Ainda conseguiu celebrar a missa, cimentando, assim, a sua relação com Deus. Mais do que nunca, naquele momento, viveu em espírito de oblação, entregando-se mesmo no sofrimento. Em todo o caso, não se deteve na sua própria condição, mas permaneceu atento ao mundo que o rodeava: acompanhou também, com grande interesse, os trabalhos do Concílio Vaticano II.
O Padre Francisco fez com que a Família dos Oblatos do Sagrado Coração fosse aprovada como Instituto Secular de direito diocesano, em 25 de Dezembro de 1968, pelo bispo de Tropea, Dom Vincenzo De Chiara. Os Oblatos do Sagrado Coração receberam o reconhecimento pontifício, em 1975.

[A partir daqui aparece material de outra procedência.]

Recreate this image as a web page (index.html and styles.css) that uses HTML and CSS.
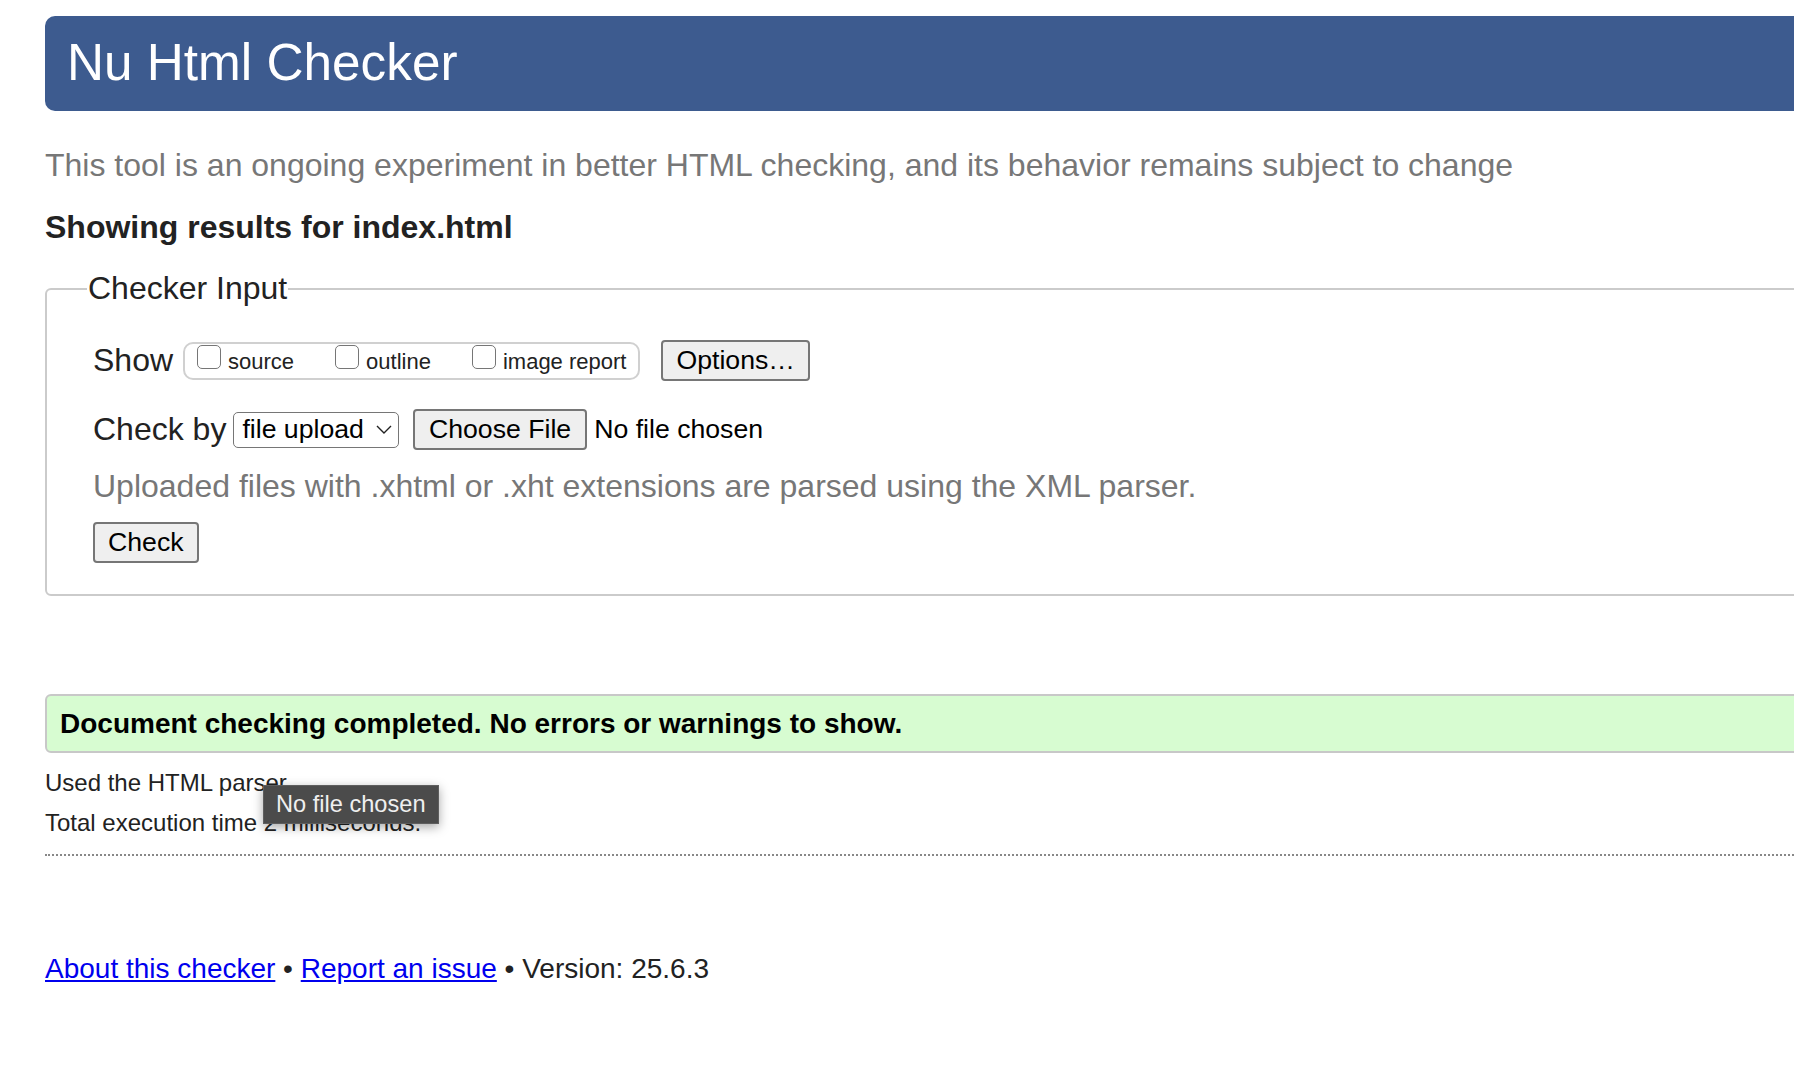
FILE: index.html
```html
<!DOCTYPE html>
<html lang="en">
<head>
<meta charset="utf-8">
<title>Showing results for index.html - Nu Html Checker</title>
<link rel="stylesheet" href="styles.css">
</head>
<body>
<div class="page">
  <h1 class="title">Nu Html Checker</h1>
  <p class="lede">This tool is an ongoing experiment in better HTML checking, and its behavior remains subject to change</p>
  <h2 class="results">Showing results for index.html</h2>

  <fieldset class="input">
    <legend class="legend">Checker Input</legend>
    <div class="row row-show">
      <span class="lbl">Show</span>
      <div class="show-group">
        <label class="opt"><input type="checkbox" class="cb">source</label>
        <label class="opt"><input type="checkbox" class="cb">outline</label>
        <label class="opt"><input type="checkbox" class="cb">image report</label>
      </div>
      <button class="btn btn-options" type="button">Options…</button>
    </div>
    <div class="row row-by">
      <span class="lbl">Check by</span>
      <div class="select">
        <span class="select-text">file upload</span>
        <svg class="chev" width="16" height="9" viewBox="0 0 16 9"><polyline points="1,1 8,8 15,1" fill="none" stroke="#222" stroke-width="1.4"/></svg>
      </div>
      <button class="btn btn-file" type="button">Choose File</button>
      <span class="nofile">No file chosen</span>
    </div>
    <p class="hint">Uploaded files with .xhtml or .xht extensions are parsed using the XML parser.</p>
    <button class="btn btn-check" type="button">Check</button>
  </fieldset>

  <div class="success">Document checking completed. No errors or warnings to show.</div>
  <p class="info info-first">Used the HTML parser.</p>
  <p class="info">Total execution time 2 milliseconds.</p>
  <div class="rule"></div>
  <p class="footer"><a href="#">About this checker</a> • <a href="#">Report an issue</a> • Version: 25.6.3</p>
</div>
<div class="tooltip">No file chosen</div>
</body>
</html>
```

FILE: styles.css
```css
html, body {
  overflow: hidden;
}
body {
  margin: 0;
  font-family: "Liberation Sans", Arial, Helvetica, sans-serif;
  color: #222;
  background: #fff;
  position: relative;
  min-height: 1088px;
}
.page {
  margin-left: 45px;
  width: 1800px;
  padding-top: 16px;
}
.title {
  margin: 0;
  height: 95px;
  line-height: 93px;
  padding-left: 22px;
  background: #3d5b8f;
  color: #fff;
  font-size: 51.3px;
  font-weight: normal;
  border-radius: 10px 0 0 10px;
}
.lede {
  margin: 36px 0 0;
  font-size: 32px;
  color: #777;
}
.results {
  margin: 25px 0 0;
  font-size: 32px;
  font-weight: bold;
  color: #222;
}
.input {
  margin: 24px 0 0;
  padding: 0 0 31px 40px;
  border: 2px solid #cbcbcb;
  border-radius: 6px;
  min-inline-size: 0;
}
.legend {
  padding: 0 1px;
  font-size: 32px;
  color: #222;
}
.row {
  display: flex;
  align-items: center;
  height: 41px;
  margin-left: 6px;
}
.row-show {
  margin-top: 33px;
}
.row-by {
  margin-top: 28px;
}
.lbl {
  font-size: 32px;
  color: #222;
}
.row-show .lbl {
  margin-right: 10px;
}
.show-group {
  display: flex;
  align-items: flex-start;
  box-sizing: border-box;
  height: 38px;
  padding: 1px 12px 0;
  border: 2px solid #d0d0d0;
  border-radius: 10px;
  gap: 41px;
}
.opt {
  display: flex;
  align-items: baseline;
  font-size: 22px;
  color: #222;
}
.cb {
  -webkit-appearance: none;
  appearance: none;
  box-sizing: border-box;
  width: 24px;
  height: 24px;
  margin: 0 7px 0 0;
  border: 1.5px solid #767676;
  border-radius: 5px;
  background: #fff;
}
.btn {
  box-sizing: border-box;
  height: 41px;
  padding: 0 13px;
  border: 2px solid #767676;
  border-radius: 4px;
  background: #efefef;
  color: #000;
  font-family: "Liberation Sans", Arial, Helvetica, sans-serif;
  font-size: 26.67px;
}
.btn-options {
  margin-left: 21px;
}
.select {
  display: flex;
  align-items: center;
  box-sizing: border-box;
  height: 36px;
  margin-left: 7px;
  padding: 0 6px 0 8px;
  border: 1.5px solid #767676;
  border-radius: 5px;
  background: #fff;
  font-size: 26.67px;
  color: #000;
}
.chev {
  margin-left: 12px;
}
.btn-file {
  margin-left: 14px;
  padding: 0 14px;
}
.nofile {
  margin-left: 7px;
  font-size: 26.67px;
  color: #000;
}
.hint {
  margin: 18px 0 0 6px;
  font-size: 32px;
  color: #777;
}
.btn-check {
  display: block;
  margin: 17px 0 0 6px;
}
.success {
  margin-top: 98px;
  box-sizing: border-box;
  height: 59px;
  line-height: 55px;
  padding-left: 13px;
  background: #d7fcd1;
  border: 2px solid #c8c8c8;
  border-radius: 6px 0 0 6px;
  font-size: 28px;
  font-weight: bold;
  color: #000;
}
.info {
  margin: 12px 0 0;
  font-size: 24px;
  color: #222;
}
.info-first {
  margin-top: 16px;
}
.rule {
  margin-top: 17px;
  border-top: 2px dotted #888;
}
.footer {
  margin: 97px 0 0;
  font-size: 28px;
  color: #222;
}
.footer a {
  color: #0000ee;
  text-decoration: underline;
}
.tooltip {
  position: absolute;
  left: 263px;
  top: 785px;
  box-sizing: border-box;
  height: 39px;
  line-height: 37px;
  padding: 0 12px;
  background: #4b4b4b;
  border: 1px solid #5e5e5e;
  color: #efefef;
  font-size: 23.6px;
  box-shadow: 0 3px 10px rgba(0, 0, 0, 0.35);
}
```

O Padre Francisco Mottola faleceu, na casa paterna, em Tropea, na madrugada de 29 de Junho de 1969. Os seus restos mortais, inicialmente colocados no cemitério de Tropea, repousam, agora, na nave direita da Concatedral de Santa Maria da Roménia, em Tropea, aos pés do Crucifixo.
O Padre Francisco Mottola foi beatificado no 10 de Outubro de 2021, na Concatedral de Tropea, em celebração presidida pelo Cardeal Marcello Semeraro, Prefeito da Congregação para as Causas dos Santos, como enviado do Santo Padre Francisco.

A memória litúrgica do Beato Francisco Mottola é celebrada no dia 30 de Junho.